- Map of Tennessee House districts, with the 3rd District shaded in red
- Representative:
|  | Timothy Hill R–Blountville |
- Demographics: 91.6% White 2.2% Black 2% Hispanic 1% Asian 0.2% Native American 0.3% Other 2.6% Multiracial
- Population (2024): 67,130

= Tennessee House of Representatives 3rd district =

American legislative district

The Tennessee House of Representatives 3rd district in the United States is one of 99 legislative districts included in the lower house of the Tennessee General Assembly. The district represents Johnson County and parts of Carter, Hawkins, and Sullivan counties. It includes the cities of Mountain City, Bluff City, and Mount Carmel. The district has been represented by Timothy Hill since May 2023.

== Demographics ==
According to the 2024 American Community Survey, District 3 had a population of approximately 67,130.
- 91.6% of the district is White
- 2.2% of the district is African American
- 1% of the district is Asian
- 2.1% of the district is Hispanic
- 0.3% of the district is Other
- 2.6% of the district is two or more races
Detailed demographic information on the district is also available through Statistical Atlas.

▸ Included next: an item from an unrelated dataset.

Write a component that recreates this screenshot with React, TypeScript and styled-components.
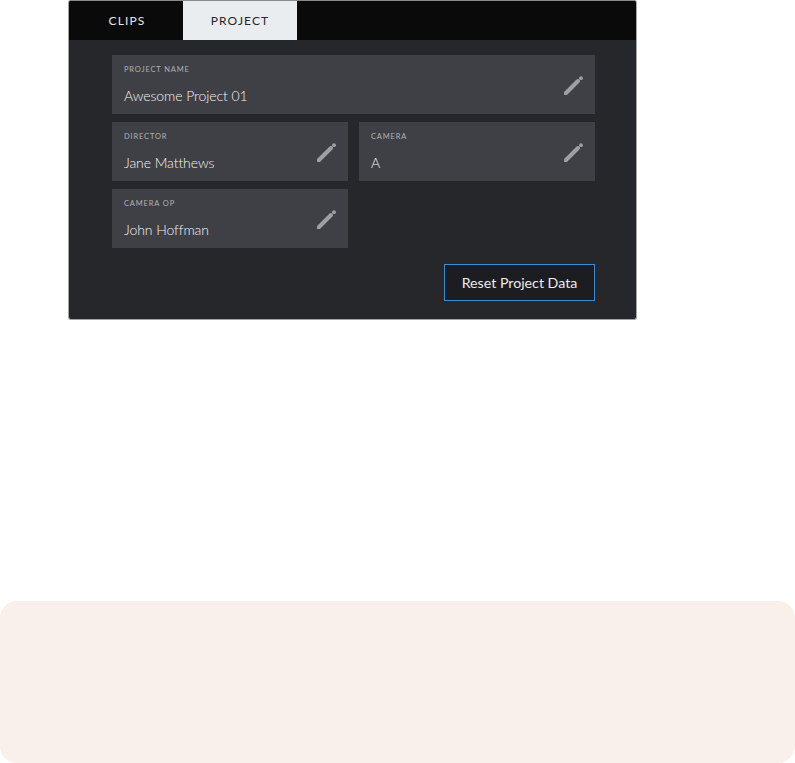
import React from 'react';
import styled, { createGlobalStyle } from 'styled-components';

const GlobalStyle = createGlobalStyle`
  html, body {
    margin: 0;
    padding: 0;
    background: #ffffff;
    font-family: Lato, 'Liberation Sans', sans-serif;
  }
`;

function PencilIcon() {
  return (
    <PencilSvg viewBox="0 0 20 20" aria-hidden="true">
      <path d="M3 17 L15 5" stroke="#a0a0a4" strokeWidth="4" strokeLinecap="round" fill="none" />
      <path d="M1.2 16.4 L1 19 L3.6 18.8 Z" fill="#a0a0a4" />
      <circle cx="18" cy="2.2" r="1.9" fill="#a0a0a4" />
    </PencilSvg>
  );
}

function Field({ label, value, wide }: { label: string; value: string; wide?: boolean }) {
  return (
    <FieldBox $wide={wide}>
      <div>
        <FieldLabel>{label}</FieldLabel>
        <FieldValue>{value}</FieldValue>
      </div>
      <PencilIcon />
    </FieldBox>
  );
}

export default function App() {
  return (
    <Page>
      <GlobalStyle />
      <Panel>
        <TabBar>
          <Tab>CLIPS</Tab>
          <Tab $active>PROJECT</Tab>
        </TabBar>
        <Body>
          <FieldGrid>
            <Field label="PROJECT NAME" value="Awesome Project 01" wide />
            <Field label="DIRECTOR" value="Jane Matthews" />
            <Field label="CAMERA" value="A" />
            <Field label="CAMERA OP" value="John Hoffman" />
          </FieldGrid>
          <Actions>
            <ResetButton>Reset Project Data</ResetButton>
          </Actions>
        </Body>
      </Panel>
      <Callout />
    </Page>
  );
}

const Page = styled.div`
  width: 795px;
  height: 763px;
  overflow: hidden;
  display: flex;
  flex-direction: column;
`;

const Panel = styled.div`
  box-sizing: border-box;
  width: 569px;
  height: 320px;
  margin-left: 68px;
  border: 1px solid #a3a3a3;
  border-top-color: #8a8a8a;
  border-radius: 3px;
  background: #26272b;
  overflow: hidden;
`;

const TabBar = styled.div`
  display: flex;
  height: 39px;
  padding-left: 4px;
  background: #0a0a0a;
`;

const Tab = styled.div<{ $active?: boolean }>`
  width: ${(p) => (p.$active ? '114px' : '110px')};
  padding-right: ${(p) => (p.$active ? '0' : '2px')};
  box-sizing: border-box;
  display: flex;
  align-items: center;
  justify-content: center;
  font-size: 12px;
  letter-spacing: 1.1px;
  color: ${(p) => (p.$active ? '#26272b' : '#e6e6e6')};
  background: ${(p) => (p.$active ? '#eaedf0' : 'transparent')};
`;

const Body = styled.div`
  padding: 15px 41px 0 43px;
`;

const FieldGrid = styled.div`
  display: grid;
  grid-template-columns: 236px 236px;
  column-gap: 11px;
  row-gap: 8px;
`;

const FieldBox = styled.div<{ $wide?: boolean }>`
  ${(p) => (p.$wide ? 'grid-column: 1 / span 2;' : '')}
  box-sizing: border-box;
  height: 59px;
  padding: 10px 12px 0 12px;
  display: flex;
  justify-content: space-between;
  background: #3f4045;
`;

const FieldLabel = styled.div`
  font-size: 7.5px;
  line-height: 10px;
  letter-spacing: 0.85px;
  color: #b0b1b4;
`;

const FieldValue = styled.div`
  margin-top: 11px;
  font-size: 14px;
  line-height: 20px;
  font-weight: 300;
  letter-spacing: -0.08px;
  color: #f4f4f4;
`;

const PencilSvg = styled.svg`
  width: 20px;
  height: 20px;
  margin-top: 11px;
  flex: none;
`;

const Actions = styled.div`
  display: flex;
  justify-content: flex-end;
  margin-top: 16px;
`;

const ResetButton = styled.div`
  box-sizing: border-box;
  width: 151px;
  height: 37px;
  display: flex;
  align-items: center;
  justify-content: center;
  border: 1px solid #3d8bd0;
  background: #1c1d20;
  font-size: 14.2px;
  color: #ececec;
`;

const Callout = styled.div`
  height: 162px;
  margin-top: 281px;
  border-radius: 17px;
  background: #faf0eb;
`;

== List of representatives ==

| Representative | Party | Years of Service | General Assembly | Residence |
| Ralph Yelton | Democratic | 1977–1991 | 90th-96th | Kingsport |
| Richard Venable | Republican | 1991-1997 | 97th-99th |
| Jason Mumpower | 1997-2011 | 100th-106th | Bristol |
| Scotty Campbell | 2011-2013 | 107th | Mountain City |
| Timothy Hill | 2013-2021 | 108th-111th | Blountville |
| Scotty Campbell | 2021-2023 | 112th-113th* | Mountain City |
Vacant
| Timothy Hill | Republican | 2023–present | 113th-114th** | Blountville |

- Representative Scotty Campbell resigned on April 20, 2023, which was three months and ten days after the opening day of the 113th Tennessee General Assembly

  - Representative Timothy Hill, was appointed by the Johnson County Commission to fill Campbell's seat until the special election on August 3, 2023.